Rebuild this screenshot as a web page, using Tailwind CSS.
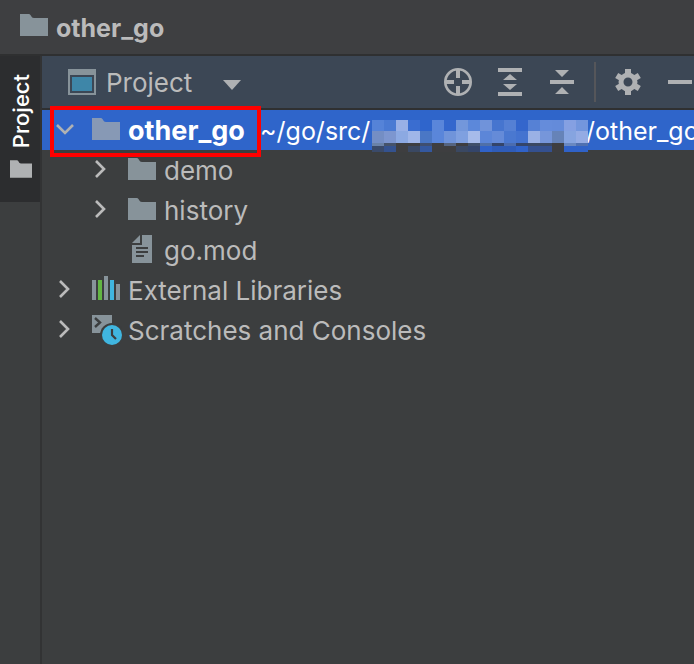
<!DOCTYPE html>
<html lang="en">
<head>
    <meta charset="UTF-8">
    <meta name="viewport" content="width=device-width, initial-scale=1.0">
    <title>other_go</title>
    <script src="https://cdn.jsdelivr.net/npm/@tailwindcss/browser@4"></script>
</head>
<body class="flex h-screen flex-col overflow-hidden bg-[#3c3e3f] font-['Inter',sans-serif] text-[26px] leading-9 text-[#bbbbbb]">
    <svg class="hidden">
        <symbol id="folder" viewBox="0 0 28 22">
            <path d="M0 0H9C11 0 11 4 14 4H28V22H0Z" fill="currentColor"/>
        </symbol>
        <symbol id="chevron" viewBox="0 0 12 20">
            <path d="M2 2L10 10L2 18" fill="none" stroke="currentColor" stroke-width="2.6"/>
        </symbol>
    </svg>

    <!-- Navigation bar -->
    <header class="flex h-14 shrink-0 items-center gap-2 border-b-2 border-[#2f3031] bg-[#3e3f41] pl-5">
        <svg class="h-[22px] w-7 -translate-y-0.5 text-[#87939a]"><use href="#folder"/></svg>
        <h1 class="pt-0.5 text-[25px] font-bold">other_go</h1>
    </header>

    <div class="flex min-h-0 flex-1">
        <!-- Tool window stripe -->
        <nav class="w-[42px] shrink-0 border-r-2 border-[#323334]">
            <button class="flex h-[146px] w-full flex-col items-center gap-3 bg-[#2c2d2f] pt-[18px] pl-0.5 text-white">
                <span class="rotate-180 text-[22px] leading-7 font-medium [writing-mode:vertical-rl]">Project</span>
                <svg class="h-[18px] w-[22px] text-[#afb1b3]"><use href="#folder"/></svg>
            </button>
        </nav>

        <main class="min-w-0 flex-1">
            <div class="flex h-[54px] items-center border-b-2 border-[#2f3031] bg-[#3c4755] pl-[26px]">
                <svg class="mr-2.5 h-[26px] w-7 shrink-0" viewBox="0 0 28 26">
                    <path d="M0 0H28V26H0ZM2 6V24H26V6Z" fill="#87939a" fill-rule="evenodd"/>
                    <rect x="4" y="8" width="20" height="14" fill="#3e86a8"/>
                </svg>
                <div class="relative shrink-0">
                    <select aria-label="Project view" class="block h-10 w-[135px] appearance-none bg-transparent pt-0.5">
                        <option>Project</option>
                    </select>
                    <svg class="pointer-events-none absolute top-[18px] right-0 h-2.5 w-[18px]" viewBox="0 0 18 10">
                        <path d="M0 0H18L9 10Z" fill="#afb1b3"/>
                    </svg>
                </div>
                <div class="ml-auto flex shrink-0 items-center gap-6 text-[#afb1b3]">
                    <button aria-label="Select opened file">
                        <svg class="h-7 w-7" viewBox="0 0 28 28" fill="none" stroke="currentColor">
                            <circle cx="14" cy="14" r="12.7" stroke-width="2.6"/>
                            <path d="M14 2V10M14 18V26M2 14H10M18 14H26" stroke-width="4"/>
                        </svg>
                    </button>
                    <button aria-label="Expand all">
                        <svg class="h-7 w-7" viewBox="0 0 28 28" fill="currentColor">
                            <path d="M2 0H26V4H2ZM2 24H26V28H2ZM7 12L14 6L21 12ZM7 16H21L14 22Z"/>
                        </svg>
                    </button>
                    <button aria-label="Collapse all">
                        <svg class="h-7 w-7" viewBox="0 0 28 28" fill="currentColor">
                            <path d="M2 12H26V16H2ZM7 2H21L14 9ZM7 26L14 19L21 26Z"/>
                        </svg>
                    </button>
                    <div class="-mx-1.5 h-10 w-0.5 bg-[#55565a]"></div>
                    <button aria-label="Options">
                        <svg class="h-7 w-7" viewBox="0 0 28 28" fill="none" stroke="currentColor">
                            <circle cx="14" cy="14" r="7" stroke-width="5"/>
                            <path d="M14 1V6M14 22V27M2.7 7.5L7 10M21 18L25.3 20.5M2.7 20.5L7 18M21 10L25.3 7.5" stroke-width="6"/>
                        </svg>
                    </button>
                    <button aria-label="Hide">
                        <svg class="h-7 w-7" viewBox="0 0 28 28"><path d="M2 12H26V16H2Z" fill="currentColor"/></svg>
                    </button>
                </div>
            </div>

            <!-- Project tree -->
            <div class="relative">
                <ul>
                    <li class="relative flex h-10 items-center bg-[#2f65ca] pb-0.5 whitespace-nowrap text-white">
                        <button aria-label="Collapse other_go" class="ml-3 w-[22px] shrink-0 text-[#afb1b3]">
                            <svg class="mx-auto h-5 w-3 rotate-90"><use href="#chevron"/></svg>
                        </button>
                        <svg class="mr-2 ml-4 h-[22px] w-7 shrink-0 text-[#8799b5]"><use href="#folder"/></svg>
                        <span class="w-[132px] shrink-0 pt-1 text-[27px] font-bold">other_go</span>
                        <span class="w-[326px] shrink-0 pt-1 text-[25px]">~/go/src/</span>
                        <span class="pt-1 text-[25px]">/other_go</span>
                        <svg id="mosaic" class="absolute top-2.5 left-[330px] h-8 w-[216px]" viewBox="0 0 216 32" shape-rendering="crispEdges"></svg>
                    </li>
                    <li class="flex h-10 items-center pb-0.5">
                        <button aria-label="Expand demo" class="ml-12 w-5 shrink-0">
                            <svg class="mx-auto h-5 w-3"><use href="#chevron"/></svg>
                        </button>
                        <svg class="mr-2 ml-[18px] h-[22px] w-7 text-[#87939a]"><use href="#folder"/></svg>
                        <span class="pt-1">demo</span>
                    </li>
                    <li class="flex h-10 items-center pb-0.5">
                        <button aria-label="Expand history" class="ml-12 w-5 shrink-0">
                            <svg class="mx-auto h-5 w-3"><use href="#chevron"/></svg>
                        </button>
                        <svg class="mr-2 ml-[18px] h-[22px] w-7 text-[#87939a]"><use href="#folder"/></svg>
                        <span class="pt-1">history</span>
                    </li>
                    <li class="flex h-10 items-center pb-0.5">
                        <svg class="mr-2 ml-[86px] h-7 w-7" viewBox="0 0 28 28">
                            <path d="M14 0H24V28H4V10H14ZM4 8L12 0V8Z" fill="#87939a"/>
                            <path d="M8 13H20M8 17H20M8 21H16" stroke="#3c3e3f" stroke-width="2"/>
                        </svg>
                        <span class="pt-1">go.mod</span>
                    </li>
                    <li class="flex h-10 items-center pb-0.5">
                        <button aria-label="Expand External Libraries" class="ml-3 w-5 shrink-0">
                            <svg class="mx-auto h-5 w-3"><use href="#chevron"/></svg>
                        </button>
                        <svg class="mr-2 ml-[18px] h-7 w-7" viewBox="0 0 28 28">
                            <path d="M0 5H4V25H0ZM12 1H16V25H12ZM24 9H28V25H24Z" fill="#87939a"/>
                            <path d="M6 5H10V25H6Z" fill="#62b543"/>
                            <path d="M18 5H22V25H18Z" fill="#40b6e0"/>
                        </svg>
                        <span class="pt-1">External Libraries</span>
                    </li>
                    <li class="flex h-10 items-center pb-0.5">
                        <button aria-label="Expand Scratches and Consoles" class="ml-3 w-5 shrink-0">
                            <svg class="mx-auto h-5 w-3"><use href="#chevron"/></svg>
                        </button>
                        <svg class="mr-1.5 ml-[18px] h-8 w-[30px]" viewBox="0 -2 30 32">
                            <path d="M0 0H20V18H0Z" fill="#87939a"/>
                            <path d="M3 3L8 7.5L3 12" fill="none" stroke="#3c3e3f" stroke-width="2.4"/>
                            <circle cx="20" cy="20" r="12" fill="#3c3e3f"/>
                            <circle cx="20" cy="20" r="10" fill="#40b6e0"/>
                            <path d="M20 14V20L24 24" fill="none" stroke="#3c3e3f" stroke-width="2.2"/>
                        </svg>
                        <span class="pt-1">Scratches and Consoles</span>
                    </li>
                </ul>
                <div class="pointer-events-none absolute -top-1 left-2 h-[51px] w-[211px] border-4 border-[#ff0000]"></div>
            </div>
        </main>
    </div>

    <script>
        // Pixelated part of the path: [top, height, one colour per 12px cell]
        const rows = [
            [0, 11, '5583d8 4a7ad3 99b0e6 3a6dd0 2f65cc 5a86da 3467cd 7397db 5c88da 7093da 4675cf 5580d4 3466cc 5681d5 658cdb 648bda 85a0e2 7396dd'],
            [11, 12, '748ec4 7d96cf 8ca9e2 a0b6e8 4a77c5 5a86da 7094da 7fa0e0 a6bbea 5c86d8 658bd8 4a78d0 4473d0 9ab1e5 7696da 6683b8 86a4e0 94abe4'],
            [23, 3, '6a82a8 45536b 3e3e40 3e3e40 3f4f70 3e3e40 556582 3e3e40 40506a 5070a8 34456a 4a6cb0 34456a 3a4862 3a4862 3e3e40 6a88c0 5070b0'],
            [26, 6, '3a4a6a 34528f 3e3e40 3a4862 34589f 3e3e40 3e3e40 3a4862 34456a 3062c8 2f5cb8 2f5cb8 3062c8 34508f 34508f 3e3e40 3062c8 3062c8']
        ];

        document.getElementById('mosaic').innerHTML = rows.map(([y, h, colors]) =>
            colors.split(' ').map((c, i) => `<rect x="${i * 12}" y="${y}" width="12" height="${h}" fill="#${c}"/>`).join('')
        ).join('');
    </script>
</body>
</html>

# # # #

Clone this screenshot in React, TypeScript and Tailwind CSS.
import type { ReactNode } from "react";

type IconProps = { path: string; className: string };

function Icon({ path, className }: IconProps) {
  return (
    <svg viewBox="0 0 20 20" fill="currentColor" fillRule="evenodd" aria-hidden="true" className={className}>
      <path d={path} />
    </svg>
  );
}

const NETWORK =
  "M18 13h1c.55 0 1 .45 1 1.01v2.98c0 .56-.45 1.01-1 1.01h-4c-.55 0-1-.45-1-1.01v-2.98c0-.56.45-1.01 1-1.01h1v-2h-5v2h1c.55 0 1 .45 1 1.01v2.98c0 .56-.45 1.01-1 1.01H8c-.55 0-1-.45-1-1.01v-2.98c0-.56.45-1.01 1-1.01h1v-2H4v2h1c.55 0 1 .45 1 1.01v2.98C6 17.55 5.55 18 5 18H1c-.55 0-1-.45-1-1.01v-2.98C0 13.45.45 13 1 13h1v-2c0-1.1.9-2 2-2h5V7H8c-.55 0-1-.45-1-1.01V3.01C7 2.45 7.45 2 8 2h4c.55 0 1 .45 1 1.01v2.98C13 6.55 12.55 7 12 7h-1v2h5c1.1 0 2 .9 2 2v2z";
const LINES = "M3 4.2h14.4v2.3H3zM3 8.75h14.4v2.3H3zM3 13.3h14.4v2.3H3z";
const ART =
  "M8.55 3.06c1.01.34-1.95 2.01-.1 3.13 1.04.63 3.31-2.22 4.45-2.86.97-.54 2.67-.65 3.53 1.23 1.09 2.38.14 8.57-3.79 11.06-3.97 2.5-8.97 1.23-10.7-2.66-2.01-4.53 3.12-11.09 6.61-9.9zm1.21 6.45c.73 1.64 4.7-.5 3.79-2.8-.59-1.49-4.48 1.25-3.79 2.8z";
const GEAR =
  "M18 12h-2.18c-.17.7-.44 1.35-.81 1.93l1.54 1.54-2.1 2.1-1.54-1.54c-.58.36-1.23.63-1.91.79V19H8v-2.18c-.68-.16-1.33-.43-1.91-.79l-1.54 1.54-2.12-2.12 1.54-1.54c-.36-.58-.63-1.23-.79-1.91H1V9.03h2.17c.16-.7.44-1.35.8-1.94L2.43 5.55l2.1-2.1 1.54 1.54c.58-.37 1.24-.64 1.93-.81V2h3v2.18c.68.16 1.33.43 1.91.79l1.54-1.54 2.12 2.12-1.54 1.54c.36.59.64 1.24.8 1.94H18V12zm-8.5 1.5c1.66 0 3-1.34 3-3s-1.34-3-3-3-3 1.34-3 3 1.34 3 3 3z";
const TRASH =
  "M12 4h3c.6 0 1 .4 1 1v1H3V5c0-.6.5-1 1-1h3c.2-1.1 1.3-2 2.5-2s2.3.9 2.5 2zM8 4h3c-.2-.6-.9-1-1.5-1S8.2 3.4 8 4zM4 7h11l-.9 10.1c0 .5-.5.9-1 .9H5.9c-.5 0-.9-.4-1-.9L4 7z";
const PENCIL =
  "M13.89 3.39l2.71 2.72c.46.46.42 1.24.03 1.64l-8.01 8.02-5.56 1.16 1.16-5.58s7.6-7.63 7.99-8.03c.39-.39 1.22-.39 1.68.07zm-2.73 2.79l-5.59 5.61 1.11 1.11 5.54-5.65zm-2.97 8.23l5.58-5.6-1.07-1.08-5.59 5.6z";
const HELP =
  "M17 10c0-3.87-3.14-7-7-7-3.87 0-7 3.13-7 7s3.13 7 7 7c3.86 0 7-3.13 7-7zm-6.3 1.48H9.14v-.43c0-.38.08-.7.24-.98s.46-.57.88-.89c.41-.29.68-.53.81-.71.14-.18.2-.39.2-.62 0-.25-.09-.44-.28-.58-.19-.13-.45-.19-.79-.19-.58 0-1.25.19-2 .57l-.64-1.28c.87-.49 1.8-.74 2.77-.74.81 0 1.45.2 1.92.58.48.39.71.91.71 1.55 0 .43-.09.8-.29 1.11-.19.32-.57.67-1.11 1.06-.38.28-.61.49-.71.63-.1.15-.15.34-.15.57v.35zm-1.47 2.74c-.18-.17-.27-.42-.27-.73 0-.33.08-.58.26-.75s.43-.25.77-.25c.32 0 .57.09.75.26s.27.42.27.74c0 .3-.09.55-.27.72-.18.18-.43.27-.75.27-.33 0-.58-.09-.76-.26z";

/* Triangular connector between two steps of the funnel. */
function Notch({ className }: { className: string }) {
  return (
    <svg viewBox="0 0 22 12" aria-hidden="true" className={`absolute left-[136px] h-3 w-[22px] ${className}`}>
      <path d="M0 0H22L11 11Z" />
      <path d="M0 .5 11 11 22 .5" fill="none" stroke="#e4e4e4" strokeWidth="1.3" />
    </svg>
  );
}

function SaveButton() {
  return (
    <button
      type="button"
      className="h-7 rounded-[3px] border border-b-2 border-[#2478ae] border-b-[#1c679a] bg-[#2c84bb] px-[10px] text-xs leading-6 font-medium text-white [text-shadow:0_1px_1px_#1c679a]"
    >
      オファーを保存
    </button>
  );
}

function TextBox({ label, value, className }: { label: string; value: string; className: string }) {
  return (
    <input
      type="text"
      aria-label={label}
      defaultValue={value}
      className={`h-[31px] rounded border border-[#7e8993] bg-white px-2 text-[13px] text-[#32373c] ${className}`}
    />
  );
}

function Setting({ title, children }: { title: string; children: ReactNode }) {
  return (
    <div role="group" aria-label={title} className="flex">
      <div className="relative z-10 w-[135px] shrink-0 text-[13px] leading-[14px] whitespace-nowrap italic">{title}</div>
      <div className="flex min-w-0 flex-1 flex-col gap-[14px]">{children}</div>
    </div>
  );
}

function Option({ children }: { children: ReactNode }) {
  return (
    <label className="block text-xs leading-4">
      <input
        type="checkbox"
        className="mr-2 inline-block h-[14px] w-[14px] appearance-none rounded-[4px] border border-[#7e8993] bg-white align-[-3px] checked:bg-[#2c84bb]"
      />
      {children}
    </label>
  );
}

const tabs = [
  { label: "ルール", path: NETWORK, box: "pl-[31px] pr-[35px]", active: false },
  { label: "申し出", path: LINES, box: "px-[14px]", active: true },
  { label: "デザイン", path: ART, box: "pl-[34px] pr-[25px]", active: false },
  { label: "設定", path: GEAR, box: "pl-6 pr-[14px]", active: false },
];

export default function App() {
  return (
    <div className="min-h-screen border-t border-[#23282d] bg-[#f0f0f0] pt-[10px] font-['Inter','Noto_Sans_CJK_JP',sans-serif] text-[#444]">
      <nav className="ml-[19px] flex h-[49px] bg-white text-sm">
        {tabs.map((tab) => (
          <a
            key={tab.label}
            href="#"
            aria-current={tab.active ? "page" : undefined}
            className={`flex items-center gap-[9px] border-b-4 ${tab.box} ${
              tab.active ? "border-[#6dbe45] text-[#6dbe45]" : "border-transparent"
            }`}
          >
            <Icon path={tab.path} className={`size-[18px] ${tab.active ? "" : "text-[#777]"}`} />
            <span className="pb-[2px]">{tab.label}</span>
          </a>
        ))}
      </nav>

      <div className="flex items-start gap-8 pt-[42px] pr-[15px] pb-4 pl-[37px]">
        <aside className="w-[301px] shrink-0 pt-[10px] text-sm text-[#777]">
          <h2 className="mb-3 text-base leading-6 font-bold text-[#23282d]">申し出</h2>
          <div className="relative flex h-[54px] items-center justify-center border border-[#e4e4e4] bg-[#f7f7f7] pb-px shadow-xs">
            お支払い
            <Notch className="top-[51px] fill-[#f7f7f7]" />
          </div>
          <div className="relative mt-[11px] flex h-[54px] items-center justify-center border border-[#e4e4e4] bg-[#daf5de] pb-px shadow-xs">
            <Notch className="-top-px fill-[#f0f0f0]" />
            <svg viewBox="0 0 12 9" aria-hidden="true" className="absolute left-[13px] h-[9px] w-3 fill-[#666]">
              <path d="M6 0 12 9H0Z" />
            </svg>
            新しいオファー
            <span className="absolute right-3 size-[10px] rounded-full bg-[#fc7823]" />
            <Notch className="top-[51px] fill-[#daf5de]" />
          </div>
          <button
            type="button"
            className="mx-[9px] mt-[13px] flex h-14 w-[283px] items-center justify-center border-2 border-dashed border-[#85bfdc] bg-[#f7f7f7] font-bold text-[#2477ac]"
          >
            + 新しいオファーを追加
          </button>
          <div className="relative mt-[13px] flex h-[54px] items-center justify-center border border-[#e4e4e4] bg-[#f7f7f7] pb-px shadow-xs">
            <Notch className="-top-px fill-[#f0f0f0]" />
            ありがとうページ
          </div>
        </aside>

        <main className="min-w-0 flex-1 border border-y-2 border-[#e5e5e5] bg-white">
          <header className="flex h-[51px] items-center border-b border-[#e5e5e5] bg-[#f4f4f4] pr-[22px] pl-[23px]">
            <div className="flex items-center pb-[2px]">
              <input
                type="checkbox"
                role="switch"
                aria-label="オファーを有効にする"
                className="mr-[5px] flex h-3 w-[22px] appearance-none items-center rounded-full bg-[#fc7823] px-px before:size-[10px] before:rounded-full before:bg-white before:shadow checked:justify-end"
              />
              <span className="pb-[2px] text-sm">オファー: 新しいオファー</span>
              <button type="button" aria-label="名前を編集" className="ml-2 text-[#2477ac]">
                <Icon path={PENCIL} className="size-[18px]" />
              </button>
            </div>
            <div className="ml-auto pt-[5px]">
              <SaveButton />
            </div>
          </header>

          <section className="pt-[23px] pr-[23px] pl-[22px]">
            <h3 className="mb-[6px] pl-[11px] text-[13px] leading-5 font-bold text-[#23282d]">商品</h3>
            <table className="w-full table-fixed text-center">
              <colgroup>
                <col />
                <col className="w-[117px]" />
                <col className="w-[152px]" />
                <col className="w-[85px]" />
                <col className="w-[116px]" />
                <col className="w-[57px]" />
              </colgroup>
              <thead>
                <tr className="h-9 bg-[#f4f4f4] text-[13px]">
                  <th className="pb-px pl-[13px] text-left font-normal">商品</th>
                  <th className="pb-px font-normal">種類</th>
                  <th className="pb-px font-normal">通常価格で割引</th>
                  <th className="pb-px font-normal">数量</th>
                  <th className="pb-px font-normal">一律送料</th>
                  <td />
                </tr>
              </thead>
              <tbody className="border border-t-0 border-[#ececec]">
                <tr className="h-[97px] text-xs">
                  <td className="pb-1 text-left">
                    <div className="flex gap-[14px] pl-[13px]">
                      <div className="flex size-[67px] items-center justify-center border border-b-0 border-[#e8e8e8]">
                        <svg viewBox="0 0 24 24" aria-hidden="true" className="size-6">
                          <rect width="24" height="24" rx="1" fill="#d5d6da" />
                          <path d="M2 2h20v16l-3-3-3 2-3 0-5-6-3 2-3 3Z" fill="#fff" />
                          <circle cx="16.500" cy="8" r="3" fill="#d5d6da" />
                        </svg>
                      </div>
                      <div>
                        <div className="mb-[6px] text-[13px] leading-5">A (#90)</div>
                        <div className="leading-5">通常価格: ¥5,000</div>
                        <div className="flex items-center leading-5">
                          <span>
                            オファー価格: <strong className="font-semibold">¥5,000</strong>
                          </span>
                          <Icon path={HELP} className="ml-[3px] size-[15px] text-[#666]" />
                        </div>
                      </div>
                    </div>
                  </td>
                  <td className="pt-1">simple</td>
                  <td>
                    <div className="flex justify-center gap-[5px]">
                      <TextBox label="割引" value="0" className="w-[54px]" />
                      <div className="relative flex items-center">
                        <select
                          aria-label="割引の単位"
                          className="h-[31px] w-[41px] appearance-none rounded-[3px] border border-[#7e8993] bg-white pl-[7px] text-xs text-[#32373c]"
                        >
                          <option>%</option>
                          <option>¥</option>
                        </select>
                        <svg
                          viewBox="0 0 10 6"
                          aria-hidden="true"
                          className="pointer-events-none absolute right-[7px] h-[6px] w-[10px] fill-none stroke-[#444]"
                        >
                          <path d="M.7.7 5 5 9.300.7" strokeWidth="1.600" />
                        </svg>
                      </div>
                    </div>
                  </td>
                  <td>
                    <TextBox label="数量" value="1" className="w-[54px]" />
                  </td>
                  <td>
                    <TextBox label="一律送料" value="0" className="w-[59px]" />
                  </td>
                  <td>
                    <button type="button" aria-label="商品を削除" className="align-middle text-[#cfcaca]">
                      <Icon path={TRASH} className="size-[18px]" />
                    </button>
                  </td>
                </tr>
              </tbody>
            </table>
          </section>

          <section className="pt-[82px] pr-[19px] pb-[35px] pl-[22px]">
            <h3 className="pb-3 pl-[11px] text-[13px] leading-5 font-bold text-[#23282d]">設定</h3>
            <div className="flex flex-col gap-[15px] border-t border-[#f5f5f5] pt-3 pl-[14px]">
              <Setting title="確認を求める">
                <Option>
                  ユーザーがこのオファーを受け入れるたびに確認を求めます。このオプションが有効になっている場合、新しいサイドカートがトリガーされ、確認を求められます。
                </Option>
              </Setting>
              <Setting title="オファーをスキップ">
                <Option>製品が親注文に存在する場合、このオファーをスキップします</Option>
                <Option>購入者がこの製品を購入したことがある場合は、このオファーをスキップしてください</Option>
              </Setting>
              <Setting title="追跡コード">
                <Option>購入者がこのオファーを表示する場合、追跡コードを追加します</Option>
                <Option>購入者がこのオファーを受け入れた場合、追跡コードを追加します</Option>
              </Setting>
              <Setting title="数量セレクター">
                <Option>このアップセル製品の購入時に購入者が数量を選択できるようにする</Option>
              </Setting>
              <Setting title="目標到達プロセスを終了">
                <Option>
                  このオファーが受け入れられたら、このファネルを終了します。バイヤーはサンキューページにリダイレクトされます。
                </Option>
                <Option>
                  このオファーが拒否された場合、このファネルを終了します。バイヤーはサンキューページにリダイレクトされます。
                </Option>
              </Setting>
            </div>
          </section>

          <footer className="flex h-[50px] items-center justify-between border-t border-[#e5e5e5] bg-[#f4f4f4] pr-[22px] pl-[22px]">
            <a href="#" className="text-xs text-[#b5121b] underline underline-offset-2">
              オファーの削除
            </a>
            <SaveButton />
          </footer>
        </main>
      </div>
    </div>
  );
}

# # # #

Exercise instructions:
Reproduce exactly, and only, the lines from the one that contains "Clone this screenshot" down to the one that contains "path: string; className: string", both ends included.

Task output:
Clone this screenshot in React, TypeScript and Tailwind CSS.
import type { ReactNode } from "react";

type IconProps = { path: string; className: string };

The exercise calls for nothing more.